There is a necessary role for banks in the creation of money and quantitative easing, but we must entrust them with the right role and with the appropriate controls and disciplines. That is fundamental. It is not good or strong enough that we leave it to the whims of the banks and their lending—supposedly reinforced and stimulated by quantitative easing—to profile the performance of the economy.

If quantitative easing works on the basis of the Bank of England, through the asset purchase facility, essentially using money that it creates under quantitative easing to buy gilts from a pension fund whose bank account is with RBS—which in essence is owned by the Bank of England—then RBS’s bank account with the Bank of England goes up by the value of that gilt purchase. Simultaneously, the bank account of the pension fund goes up by that amount, and we are told that the UK money supply has increased. Yes, in theory the pension fund can purchase other assets—is that what is happening?—but while 1% of the big money holders and players appear to have been advantaged through quantitative easing, where is the trickledown to the rest of the economy? It is not there.

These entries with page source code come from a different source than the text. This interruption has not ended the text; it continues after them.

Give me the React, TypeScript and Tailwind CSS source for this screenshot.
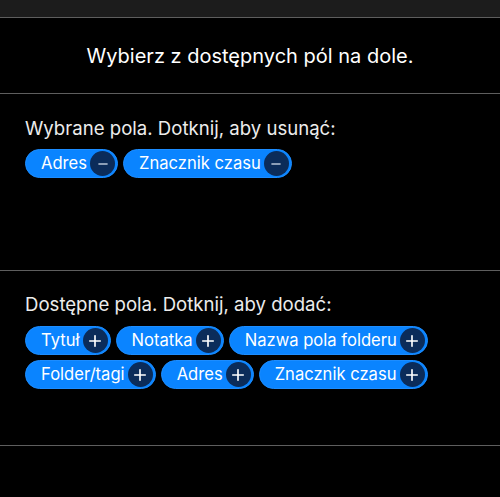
import { Minus, Plus } from "lucide-react";

const selected = ["Adres", "Znacznik czasu"];
const available = ["Tytuł", "Notatka", "Nazwa pola folderu", "Folder/tagi", "Adres", "Znacznik czasu"];

function Chip({ label, add }: { label: string; add: boolean }) {
  return (
    <button className="flex items-center h-[29px] rounded-full bg-[#0a84ff] pl-[15px] pr-[2px] gap-[3px] text-[16.6px] text-white border border-[#1d8dff]">
      <span className="leading-none">{label}</span>
      <span className="flex items-center justify-center w-[25px] h-[25px] rounded-full bg-[#0b2c5a]">
        {add ? (
          <Plus className="w-[18px] h-[18px] text-white" strokeWidth={2.2} />
        ) : (
          <Minus className="w-[14px] h-[14px] text-[#b7c4d6]" strokeWidth={2.5} />
        )}
      </span>
    </button>
  );
}

export default function App() {
  return (
    <div className="w-[500px] h-[497px] bg-black overflow-hidden" style={{ fontFamily: "Inter, 'Noto Sans', sans-serif" }}>
      {/* Top bar */}
      <div className="h-[18px] bg-[#1c1c1c] border-b border-[#5e5e5e]" />

      {/* Title */}
      <div className="h-[76px] flex items-center justify-center border-b border-[#5e5e5e]">
        <p className="text-[20px] text-white">Wybierz z dostępnych pól na dole.</p>
      </div>

      {/* Selected */}
      <section className="h-[177px] border-b border-[#5e5e5e] px-[25px] pt-[21px]">
        <h2 className="text-[18.6px] text-[#ececec] leading-[26px]">Wybrane pola. Dotknij, aby usunąć:</h2>
        <div className="mt-[8px] flex flex-wrap gap-[5px]">
          {selected.map((s) => (
            <Chip key={s} label={s} add={false} />
          ))}
        </div>
      </section>

      {/* Available */}
      <section className="h-[175px] border-b border-[#5e5e5e] px-[25px] pt-[20px]">
        <h2 className="text-[18.6px] text-[#ececec] leading-[26px]">Dostępne pola. Dotknij, aby dodać:</h2>
        <div className="mt-[9px] flex flex-wrap gap-x-[5px] gap-y-[5px]">
          {available.map((s) => (
            <Chip key={s} label={s} add />
          ))}
        </div>
      </section>
    </div>
  );
}
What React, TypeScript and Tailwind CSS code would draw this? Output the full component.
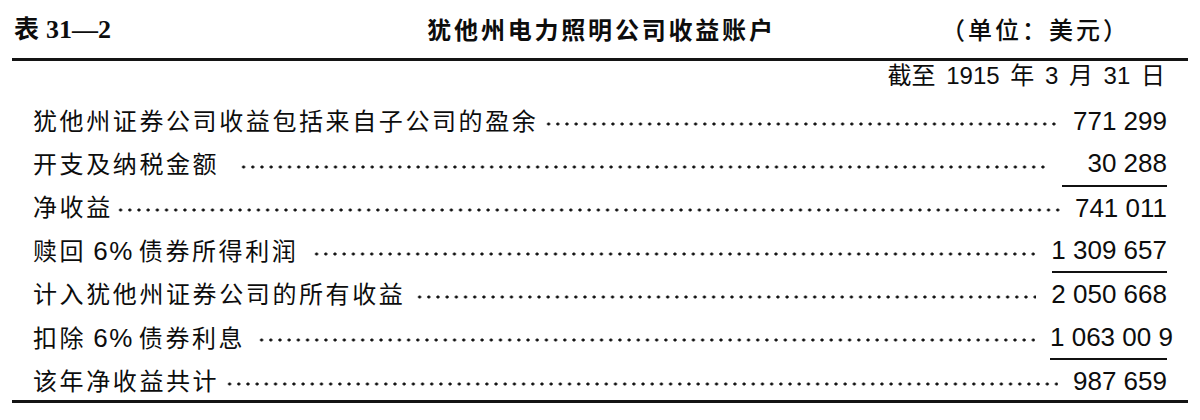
import React from "react";

type Row = {
  label: React.ReactNode;
  value: string;
  gap: string;
  under?: string;
};

const rows: Row[] = [
  { label: "犹他州证券公司收益包括来自子公司的盈余", value: "771 299", gap: "ml-[6px]" },
  { label: "开支及纳税金额", value: "30 288", gap: "ml-[20px]", under: "w-[105px] border-b-2 border-[#111] justify-end" },
  { label: "净收益", value: "741 011", gap: "ml-[3px]" },
  {
    label: (
      <>
        赎回<span className="ml-[7px] mr-[5px] text-[26px] tracking-[1.5px]">6%</span>债券所得利润
      </>
    ),
    value: "1 309 657",
    gap: "ml-[14px]",
    under: "w-[115px] border-b-2 border-[#111] justify-end",
  },
  { label: "计入犹他州证券公司的所有收益", value: "2 050 668", gap: "ml-[10px]" },
  {
    label: (
      <>
        扣除<span className="ml-[7px] mr-[5px] text-[26px] tracking-[1.5px]">6%</span>债券利息
      </>
    ),
    value: "1 063 00 9",
    gap: "ml-[12px]",
    under: "w-[117px] border-b-2 border-[#111] justify-start",
  },
  { label: "该年净收益共计", value: "987 659", gap: "ml-[6px]" },
];

export default function App() {
  return (
    <div className="w-[1200px] h-[420px] bg-white text-[#0d0d0d] overflow-hidden font-['Liberation_Sans','Noto_Sans_CJK_SC',sans-serif]">
      {/* header */}
      <div className="h-[58px] px-[14px] grid grid-cols-[1fr_auto_1fr] items-center">
        <div className="flex items-baseline font-bold">
          <span className="text-[25px] font-['Noto_Sans_CJK_SC',sans-serif]">表</span>
          <span className="ml-[7px] font-['Liberation_Serif',serif] text-[26px]">31—2</span>
        </div>
        <div className="text-[24px] font-bold tracking-[2.8px] font-['Noto_Sans_CJK_SC',sans-serif] pl-[3px]">
          犹他州电力照明公司收益账户
        </div>
        <div className="justify-self-end mr-[56px] text-[24px] tracking-[3px] font-medium font-['Noto_Sans_CJK_SC',sans-serif]">
          （单位：美元）
        </div>
      </div>
      <div className="mx-[12px] h-[3px] bg-[#141414]" />
      {/* date row */}
      <div className="h-[39px] pb-[9px] pr-[35px] flex items-center justify-end text-[24px] [word-spacing:4px]">
        截至 1915 年 3 月 31 日
      </div>
      {/* rows */}
      <div className="pl-[33px] pr-[33px]">
        {rows.map((r, i) => (
          <div
            key={i}
            className={
              i === rows.length - 1
                ? "h-[40px] pt-[4px] flex items-center"
                : "h-[43.3px] flex items-center"
            }
          >
            <span className="text-[24px] tracking-[2.6px] whitespace-nowrap">{r.label}</span>
            <div
              className={`${r.gap} mr-[15px] flex-1 h-[4px] mt-[4px] bg-[radial-gradient(circle,#111_1.3px,transparent_1.8px)] bg-[length:9.2px_4px] bg-repeat-x bg-left`}
            />
            <div className={`h-full flex items-center whitespace-nowrap text-[26px] ${r.under ?? ""}`}>
              {r.value}
            </div>
          </div>
        ))}
      </div>
      <div className="mx-[12px] h-[3px] bg-[#141414]" />
    </div>
  );
}
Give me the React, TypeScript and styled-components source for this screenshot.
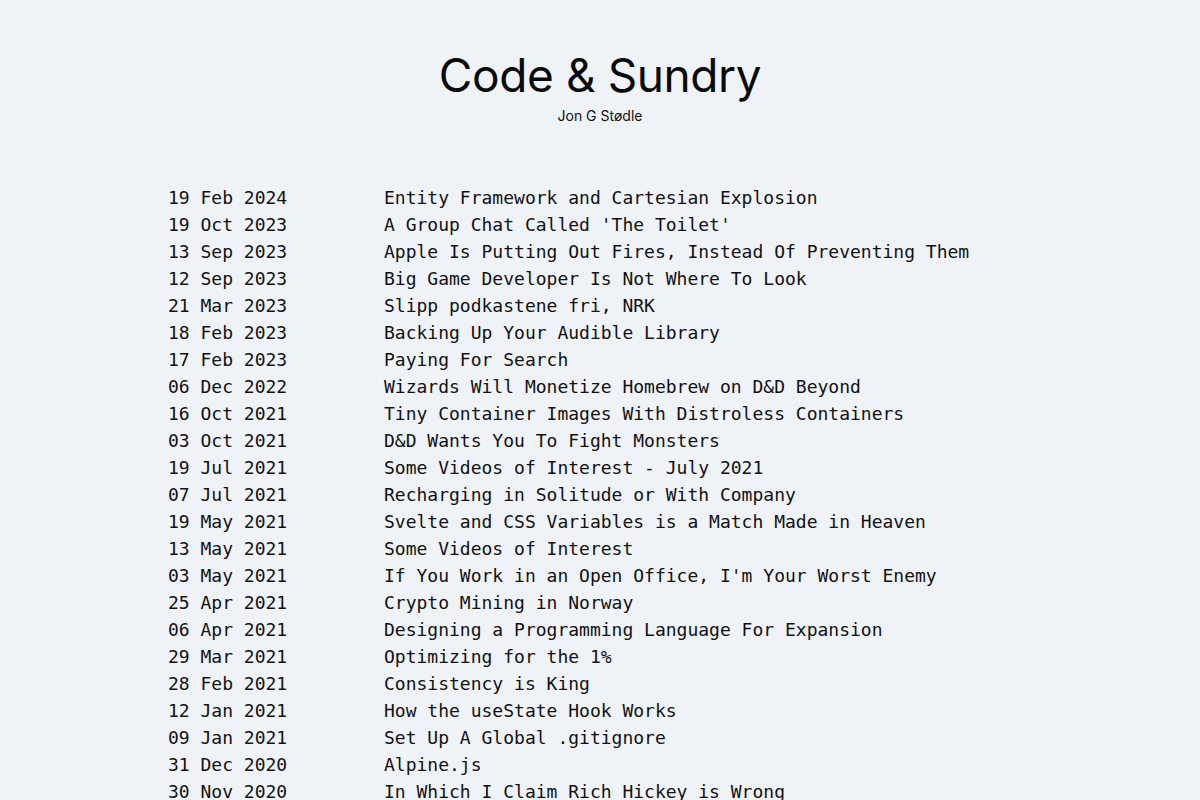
import React from "react";
import styled, { createGlobalStyle } from "styled-components";

const GlobalStyle = createGlobalStyle`
  html, body {
    margin: 0;
    padding: 0;
    background: #eff3f8;
    color: #111;
  }
`;

const Page = styled.div`
  display: flex;
  flex-direction: column;
  align-items: center;
  padding-top: 47px;
`;

const Header = styled.header`
  display: flex;
  flex-direction: column;
  align-items: center;
  gap: 4px;
  font-family: Inter, "Noto Sans", sans-serif;
`;

const Title = styled.h1`
  margin: 0;
  font-size: 46px;
  line-height: 56px;
  font-weight: 400;
  letter-spacing: -0.4px;
  color: #0a0a0a;
`;

const Author = styled.div`
  font-size: 14px;
  line-height: 17px;
  color: #111;
`;

const PostList = styled.ul`
  list-style: none;
  margin: 60px 0 0;
  padding: 0;
  width: 864px;
`;

const PostRow = styled.li`
  display: grid;
  grid-template-columns: 216px 1fr;
  font-family: "DejaVu Sans Mono", monospace;
  font-size: 18px;
  line-height: 27px;
  color: #111;
  white-space: pre;
`;

const PostDate = styled.time``;

const PostTitle = styled.a`
  color: inherit;
  text-decoration: none;
`;

const posts: [string, string][] = [
  ["19 Feb 2024", "Entity Framework and Cartesian Explosion"],
  ["19 Oct 2023", "A Group Chat Called 'The Toilet'"],
  ["13 Sep 2023", "Apple Is Putting Out Fires, Instead Of Preventing Them"],
  ["12 Sep 2023", "Big Game Developer Is Not Where To Look"],
  ["21 Mar 2023", "Slipp podkastene fri, NRK"],
  ["18 Feb 2023", "Backing Up Your Audible Library"],
  ["17 Feb 2023", "Paying For Search"],
  ["06 Dec 2022", "Wizards Will Monetize Homebrew on D&D Beyond"],
  ["16 Oct 2021", "Tiny Container Images With Distroless Containers"],
  ["03 Oct 2021", "D&D Wants You To Fight Monsters"],
  ["19 Jul 2021", "Some Videos of Interest - July 2021"],
  ["07 Jul 2021", "Recharging in Solitude or With Company"],
  ["19 May 2021", "Svelte and CSS Variables is a Match Made in Heaven"],
  ["13 May 2021", "Some Videos of Interest"],
  ["03 May 2021", "If You Work in an Open Office, I'm Your Worst Enemy"],
  ["25 Apr 2021", "Crypto Mining in Norway"],
  ["06 Apr 2021", "Designing a Programming Language For Expansion"],
  ["29 Mar 2021", "Optimizing for the 1%"],
  ["28 Feb 2021", "Consistency is King"],
  ["12 Jan 2021", "How the useState Hook Works"],
  ["09 Jan 2021", "Set Up A Global .gitignore"],
  ["31 Dec 2020", "Alpine.js"],
  ["30 Nov 2020", "In Which I Claim Rich Hickey is Wrong"],
];

export default function App() {
  return (
    <>
      <GlobalStyle />
      <Page>
        <Header>
          <Title>Code &amp; Sundry</Title>
          <Author>Jon G Stødle</Author>
        </Header>
        <PostList>
          {posts.map(([date, title]) => (
            <PostRow key={date + title}>
              <PostDate>{date}</PostDate>
              <PostTitle href="#">{title}</PostTitle>
            </PostRow>
          ))}
        </PostList>
      </Page>
    </>
  );
}
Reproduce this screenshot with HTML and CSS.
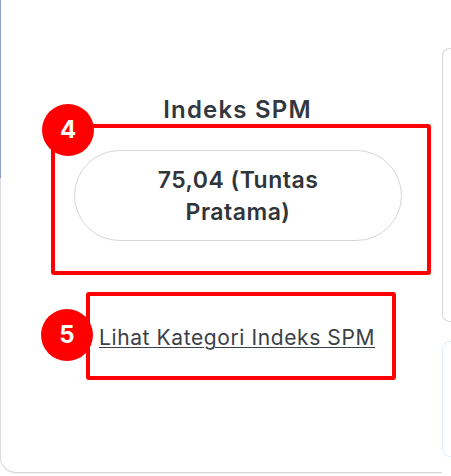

The sovereign money creation model seems to be primed much more specifically on a view of the total economy and providing a broad, stable and more balanced approach to stimulus and economic performance. We have had the slowest recovery coming out of a recession with quantitative easing. I do not say that to get some voice-activated reaction from the Government about how good the recovery and performance is, but in broader historical terms it is the slowest recovery, which also leaves questions about quantitative easing.

We heard from the Prime Minister about red warning lights on the dashboard of the world economy, and I wonder whether he would ever say that, to his mind, those warning lights include the degree to which global banks are now playing heavily in derivatives again, and there needs to be more action. That raises issues not just of regulation at national level, but at international level.